Planned migration for the recovery plan fails at configure storage step for a specific VM with "Operation timed out: 900 seconds."

This is due to the VSR migration being invoked while TRIM/UNMAP is running with large deltas, triggering VSAN disk consolidation, causing VSR to reach the default timeout period.
The following can be seen in the HBR logs:

2023-07-22T15:43:13.857Z esx-xx.vmwarevmc.com Hostd: info hostd[2107594] [Originator@6876 sub=Vimsvc.TaskManager opID=hsl-46f677eb-5580 user=vpxuser] Task Created : haTask--vim.VirtualDiskManager.consolidateDisks-2139137619
2023-07-22T16:55:53.663Z esx-xx.vmwarevmc.com Hostd: info hostd[2103242] [Originator@6876 sub=Vimsvc.TaskManager opID=hsl-46f677eb-5580 user=vpxuser] Task Completed : haTask--vim.VirtualDiskManager.consolidateDisks-2139137619 Status success

Before the recovery plan failover takes place, the VM in question had a TRIM/UNMAP disk consolidation task begin which took longer than 1 hour, causing VSR to timeout the recovery plan.

Resolution

Disable TRIM/UNMAP for the Windows VM at the Guest OS level before the recovery plan starts so that no disk consolidation tasks begin as the recovery plan is mid-flight.

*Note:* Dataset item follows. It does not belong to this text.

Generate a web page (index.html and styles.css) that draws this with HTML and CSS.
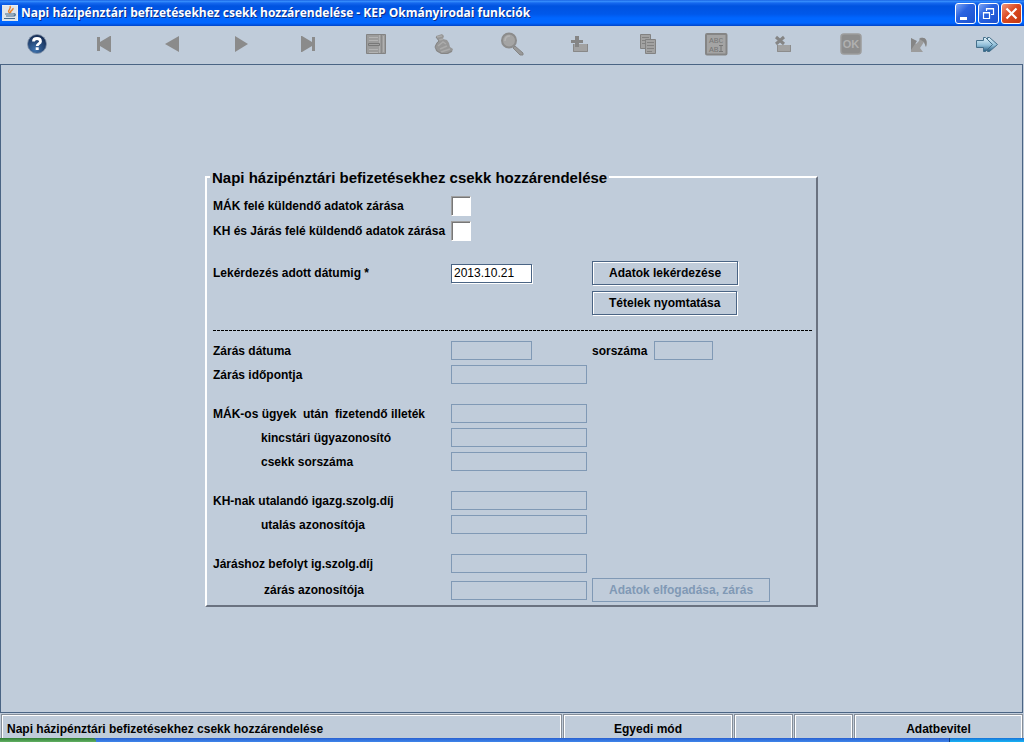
FILE: index.html
```
<!DOCTYPE html>
<html lang="hu">
<head>
<meta charset="utf-8">
<title>Napi házipénztári befizetésekhez csekk hozzárendelése - KEP Okmányirodai funkciók</title>
<link rel="stylesheet" href="styles.css">
</head>
<body>
<header class="titlebar">
  <svg class="app-icon" viewBox="0 0 16 16" aria-hidden="true"><rect width="16" height="16" fill="#dfe5ea"/><path d="M0 0h16v16" fill="none" stroke="#f8f8f4"/><path d="M8 8C4 6 10 4 8 1M9 8c-2-2 3-3 2-5" fill="none" stroke="#e8822c" stroke-width="1.4"/><path d="M3 9h8M4 11h7M2 13.500h11M11 9c3-1 3 2 0 2" fill="none" stroke="#456c8c" stroke-width="1.2"/></svg>
  <h1 class="title">Napi házipénztári befizetésekhez csekk hozzárendelése - KEP Okmányirodai funkciók</h1>
  <button class="win-btn" aria-label="Kis méret"><svg viewBox="0 0 19 19"><path d="M4 13h7v3H4z" fill="#fff"/></svg></button>
  <button class="win-btn" aria-label="Előző méret"><svg viewBox="0 0 19 19"><path d="M7.500 7V4.500h7v6H12M7 5h8M4.500 8.500h6v6h-6zM4 9h7" fill="none" stroke="#fff" stroke-width="1.2"/></svg></button>
  <button class="win-btn close" aria-label="Bezárás"><svg viewBox="0 0 19 19"><path d="M4.500 4.500l10 10M14.500 4.500l-10 10" stroke="#fff" stroke-width="2.200"/></svg></button>
</header>
<nav class="toolbar" aria-label="Eszköztár">
  <button class="tool" aria-label="Súgó"><svg viewBox="0 0 24 24"><defs><radialGradient id="hg" cx=".4" cy=".8" r=".8"><stop offset="0" stop-color="#3f73ae"/><stop offset="1" stop-color="#12284f"/></radialGradient></defs><circle cx="12" cy="12" r="9.500" fill="url(#hg)" stroke="#8796ab" stroke-width=".8"/><path d="M8.500 9.500C8.500 5.500 15.500 5.500 15.500 9.500 15.500 11.800 12.200 11.500 12.200 14" fill="none" stroke="#fff" stroke-width="2.800"/><path d="M10.700 15.300h3v2.700h-3z" fill="#fff"/></svg></button>
  <button class="tool" disabled aria-label="Első"><svg viewBox="0 0 24 24"><path d="M4 5h3v5l10-6h1v16h-1L7 14v5H4z" fill="#8b8b8b"/></svg></button>
  <button class="tool" disabled aria-label="Előző"><svg viewBox="0 0 24 24"><path d="M18 4v16L4 12z" fill="#8b8b8b"/></svg></button>
  <button class="tool" disabled aria-label="Következő"><svg viewBox="0 0 24 24"><path d="M6 4v16l13-8z" fill="#8b8b8b"/></svg></button>
  <button class="tool" disabled aria-label="Utolsó"><svg viewBox="0 0 24 24"><path d="M5 4h1l10 6V5h3v14h-3v-5L6 20H5z" fill="#8b8b8b"/></svg></button>
  <button class="tool" disabled aria-label="Adatlap"><svg viewBox="0 0 24 24"><path d="M2.500 2.500h19v19h-19z" fill="#9c9c9c" stroke="#838383"/><path d="M5 5.500h9M5 8.500h9M5 17.500h9M5 20.500h9" stroke="#b4b4b4"/><path d="M15.500 3v18M19.500 4v16" stroke="#b0b0b0"/><path d="M17.500 3v18" stroke="#8a8a8a"/><path d="M4.500 11.500h11v2h-11z" fill="#a2a2a2" stroke="#787878"/></svg></button>
  <button class="tool" disabled aria-label="Törlés"><svg viewBox="0 0 24 24"><path d="M4 4l6-2 2 2-1 3 4 1 2 3 1 4 3 2-1 3-4 2H9l-5-3-1-5 2-4 2-1-3-4z" fill="#979797"/><path d="M5 5l5-1M7 8l4-1M6 14l5-4 3 2M8 17l7-3M9 20l9-3" fill="none" stroke="#ababab" stroke-width="1.500"/><path d="M4 5l3 4-2 2-2 4 2 4 5 2.500h5l5-2.500" fill="none" stroke="#858585"/></svg></button>
  <button class="tool" disabled aria-label="Keresés"><svg viewBox="0 0 24 24"><path d="M15 14l8 7v2h-3l-7-7z" fill="#999" stroke="#858585"/><circle cx="9" cy="8.500" r="7" fill="#a4a4a4" stroke="#8c8c8c" stroke-width="2"/><path d="M5 9c0-3 2-5 5-5" fill="none" stroke="#b4b4b4" stroke-width="1.500"/></svg></button>
  <button class="tool" disabled aria-label="Hozzáadás"><svg viewBox="0 0 24 24"><path d="M5 12h15v8H5z" fill="#a2a2a2"/><path d="M5.500 12v7.500h14V12" fill="none" stroke="#888"/><path d="M7 4h4v4h4v3h-4v4H7v-4H3V8h4z" fill="#858585"/></svg></button>
  <button class="tool" disabled aria-label="Másolás"><svg viewBox="0 0 24 24"><g fill="#a2a2a2" stroke="#828282"><path d="M4.500 2.500h10v14h-10z"/><path d="M6 5.500h7M6 8.500h7M6 11.500h7"/><path d="M9.500 7.500h10v14h-10z"/><path d="M11 10.500h7M11 13.500h7M11 16.500h7M11 19.500h5"/></g></svg></button>
  <button class="tool" disabled aria-label="Szerkesztés"><svg viewBox="0 0 24 24"><rect x="2" y="2" width="20.500" height="20.500" rx="1" fill="#a4a4a4" stroke="#858585" stroke-width="2"/><text class="glyph" x="5" y="11" fill="#777">ABC</text><text class="glyph" x="5" y="20" fill="#777">AB</text><path d="M15 13.500h4M17 13v7M15 19.500h4" stroke="#777"/></svg></button>
  <button class="tool" disabled aria-label="Eltávolítás"><svg viewBox="0 0 24 24"><path d="M6 13h14v7H6z" fill="#a2a2a2"/><path d="M6.500 13v6.500h13V13" fill="none" stroke="#8c8c8c"/><path d="M5 5l8 7M13 5l-8 7" stroke="#858585" stroke-width="3"/></svg></button>
  <button class="tool" disabled aria-label="OK"><svg viewBox="0 0 24 24"><rect x="2" y="2" width="20" height="20" rx="3" fill="#8d8d8d" stroke="#9c9c9c" stroke-width="1.500"/><text class="glyph-ok" x="12" y="16" fill="#b0b0b0">OK</text></svg></button>
  <button class="tool" disabled aria-label="Visszavonás"><svg viewBox="0 0 24 24"><path d="M4 6v14h12l-3-4 4-6 2 5c2-5 1-10-6-9l-1 3-3 3z" fill="#9c9c9c"/><path d="M4 6v12l6-9zM12 7c5-3 9 0 7 8l-2-5-3-2z" fill="#858585"/></svg></button>
  <button class="tool" aria-label="Tovább"><svg viewBox="0 0 24 24"><defs><linearGradient id="ag" x2="0" y2="1"><stop offset="0" stop-color="#e2f3fb"/><stop offset=".55" stop-color="#91bfd9"/><stop offset="1" stop-color="#255b80"/></linearGradient></defs><g fill="url(#ag)" stroke="#446f8a"><path d="M12.500 8.500v-3h2l8 7-8 7h-2v-3"/><path d="M1.500 8.500h7v-3h2l7 7-7 7h-2v-4h-7z"/></g></svg></button>
</nav>
<main class="workspace">
  <form>
    <fieldset class="panel">
      <legend>Napi házipénztári befizetésekhez csekk hozzárendelése</legend>
      <div class="row tall"><label for="mak">MÁK felé küldendő adatok zárása</label><input class="check" type="checkbox" id="mak"></div>
      <div class="row tall"><label for="kh">KH és Járás felé küldendő adatok zárása</label><input class="check" type="checkbox" id="kh"></div>
      <div class="row tall query"><label for="date">Lekérdezés adott dátumig *</label><input class="field short" type="text" id="date" value="2013.10.21"><button class="btn" type="button">Adatok lekérdezése</button></div>
      <div class="row tall print"><button class="btn third" type="button">Tételek nyomtatása</button></div>
      <hr class="divider">
      <div class="row"><label for="zd">Zárás dátuma</label><input class="field short" type="text" id="zd" disabled><div class="serial"><label for="ss">sorszáma</label><input class="field tiny" type="text" id="ss" disabled></div></div>
      <div class="row"><label for="zi">Zárás időpontja</label><input class="field" type="text" id="zi" disabled></div>
      <div class="row group"><label for="mi">MÁK-os ügyek&nbsp; után&nbsp; fizetendő illeték</label><input class="field" type="text" id="mi" disabled></div>
      <div class="row"><label class="sub" for="ku">kincstári ügyazonosító</label><input class="field" type="text" id="ku" disabled></div>
      <div class="row"><label class="sub" for="cs">csekk sorszáma</label><input class="field" type="text" id="cs" disabled></div>
      <div class="row group"><label for="ki">KH-nak utalandó igazg.szolg.díj</label><input class="field" type="text" id="ki" disabled></div>
      <div class="row"><label class="sub" for="ua">utalás azonosítója</label><input class="field" type="text" id="ua" disabled></div>
      <div class="row group"><label for="ji">Járáshoz befolyt ig.szolg.díj</label><input class="field" type="text" id="ji" disabled></div>
      <div class="row tall accept"><label class="sub last" for="za">zárás azonosítója</label><input class="field" type="text" id="za" disabled><button class="btn" type="button" disabled>Adatok elfogadása, zárás</button></div>
    </fieldset>
  </form>
</main>
<footer class="status">
  <div class="cell message">Napi házipénztári befizetésekhez csekk hozzárendelése</div>
  <div class="cell">Egyedi mód</div>
  <div class="cell"></div>
  <div class="cell"></div>
  <div class="cell">Adatbevitel</div>
</footer>
<div class="taskbar"><div class="start"></div><div class="tray"></div></div>
</body>
</html>
```
FILE: styles.css
```
* { box-sizing: border-box; }
body {
  margin: 0;
  min-height: 100vh;
  display: flex;
  flex-direction: column;
  background: #c0ccda;
  color: #000;
  font: bold 12px/16px "Liberation Sans", Arial, sans-serif;
}
button, input { font: inherit; margin: 0; padding: 0; }
svg { display: block; width: 100%; height: 100%; }

.titlebar {
  height: 26px;
  padding: 0 2px;
  display: flex;
  align-items: center;
  gap: 2px;
  background: linear-gradient(#0a4fd8 0, #3d95ff 1px, #1668ee 3px, #0053e0 6px, #0058ea 14px, #0066ff 18px, #0066ff 23px, #0044c8 26px);
}
.app-icon { width: 16px; height: 16px; flex: none; }
.title {
  flex: 1;
  margin: 0 0 0 1px;
  font: bold 12px/18px "Open Sans", Tahoma, sans-serif;
  color: #fff;
  text-shadow: 1px 1px 0 #0a2e88;
  white-space: nowrap;
  overflow: hidden;
}
.win-btn {
  width: 21px;
  height: 21px;
  flex: none;
  border: 1px solid #fff;
  border-radius: 3px;
  background: linear-gradient(135deg, #7da5f5, #2a63e0 40%, #1c51cf);
}
.win-btn.close { background: linear-gradient(135deg, #f0987c, #dc4a22 45%, #c23810); }

.toolbar {
  height: 38px;
  padding: 0 3px 2px;
  display: grid;
  grid-template-columns: repeat(15, 1fr);
  place-items: center;
}
.tool { width: 24px; height: 24px; border: 0; background: none; }
.glyph { font: 8px "Liberation Mono", monospace; }
.glyph-ok { font: bold 11px "Liberation Sans", sans-serif; text-anchor: middle; }

.workspace {
  flex: 1;
  display: grid;
  place-items: center;
  margin-right: 1px;
  padding-bottom: 2px;
  border: 1px solid #4a6484;
}

.panel {
  width: 613px;
  max-width: 100%;
  margin: 0;
  padding: 8px 3px 2px 6px;
  border: 2px solid;
  border-color: #fff #6a7280 #6a7280 #fff;
}
legend { padding: 0 2px; margin-left: -3px; font-size: 15px; line-height: 17px; }
.row {
  display: grid;
  grid-template-columns: 233px 136px 1fr;
  column-gap: 5px;
  align-items: center;
  height: 24px;
}
.row label { white-space: nowrap; }
.tall { height: 25px; }
.query { margin-top: 17px; }
.print { margin-top: 5px; }
.group { margin-top: 15px; }
.accept { margin-top: 2px; }
.sub { padding-left: 48px; }
.last { padding-left: 51px; }

.check {
  appearance: none;
  width: 20px;
  height: 20px;
  background: #fff;
  border: 1px solid #fff;
  border-top-color: #a0a0a0;
  border-left-color: #a0a0a0;
  box-shadow: inset 1px 1px #777;
}
.field {
  width: 100%;
  height: 19px;
  padding: 0 2px;
  border: 1px solid #4a6484;
  border-radius: 0;
  background: #fff;
  box-shadow: 1px 1px #fff;
  font-weight: normal;
  font-size: 12px;
}
.field:disabled { border-color: #8099b5; background: none; box-shadow: none; }
.short { width: 81px; }
.tiny { width: 59px; }
.serial { display: flex; align-items: center; gap: 7px; }
.btn {
  justify-self: start;
  height: 24px;
  padding: 0 16px;
  border: 1px solid #4a6484;
  background: none;
  box-shadow: inset 1px 1px #fff, 1px 1px #fff;
  color: #000;
}
.btn:disabled { border-color: #8099b5; box-shadow: none; color: #8099b5; }
.third { grid-column: 3; }
.divider {
  height: 1px;
  margin: 14px 0 8px;
  border: 0;
  background: repeating-linear-gradient(90deg, #000 0 3px, transparent 3px 4px);
}

.status {
  padding: 1px 1px 0;
  display: grid;
  grid-template-columns: 1fr 170px 59px 59px 169px;
  gap: 1px;
  text-align: center;
}
.cell {
  height: 24px;
  padding-top: 6px;
  border: 1px solid #868e98;
  border-bottom: 0;
  box-shadow: inset 1px 1px #fff, inset -1px 0 #fff;
}
.message { padding-left: 5px; text-align: left; }
.taskbar {
  height: 4px;
  display: flex;
  justify-content: space-between;
  background: linear-gradient(#2860d0, #3f86ea);
}
.start { width: 96px; background: linear-gradient(#2f7d35, #62b163); border-top-right-radius: 3px; }
.tray { width: 75px; background: linear-gradient(#1672d8, #18b4f4); border-left: 1px solid #103c80; }
```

Optionally, increase the timeout value for the SRM in the Advanced settings of the SRM UI, on both sites of the pairing. The maximum values can be set as shown below:
1. remoteManager.defaultTimeout = 3600
2. remoteManager.taskDefaultTimeout = 3600
3. remoteManager.taskProgressDefaultTimeout = 540

Workaround:
Engage VMware Support to have KB1029926 executed on the VM in question. After this is completed, reconfigure the VM for replication.

Additional Information

Impact/Risks:
Customer will be unable to execute the recovery plan in full.